After defining the custom container image, we start the server with accelerate launch. This function is also where you would configure hardware resources, CPU/memory, and timeouts.

If you want to run it with an A100 or H100 GPU, just change gpu="a10g" to gpu="a100" or gpu="h100".

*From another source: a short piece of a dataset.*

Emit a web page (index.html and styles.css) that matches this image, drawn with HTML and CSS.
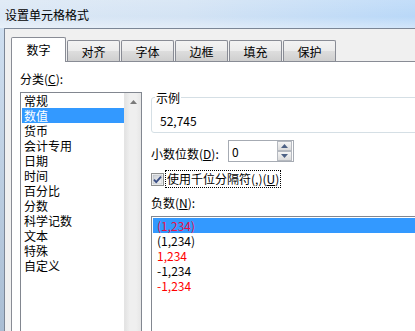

Startup of the web server should finish in under one to three minutes.

@app.function(
    gpu="a10g",
    cpu=2,
    memory=1024,
    timeout=3600,
    # Allows 100 concurrent requests per container.
    allow_concurrent_inputs=100,
    # Keep at least one instance of the server running.
    keep_warm=1,
)
@web_server(port=PORT, startup_timeout=180)
def run():
    START_COMMAND = f"""
cd /webui && \
. venv/bin/activate && \
accelerate launch \
    --num_processes=1 \
    --num_machines=1 \
    --mixed_precision=fp16 \
    --dynamo_backend=inductor \
    --num_cpu_threads_per_process=6 \
    /webui/launch.py \
        --skip-prepare-environment \
        --no-gradio-queue \
        --listen \
        --port {PORT}
"""
    subprocess.Popen(START_COMMAND, shell=True)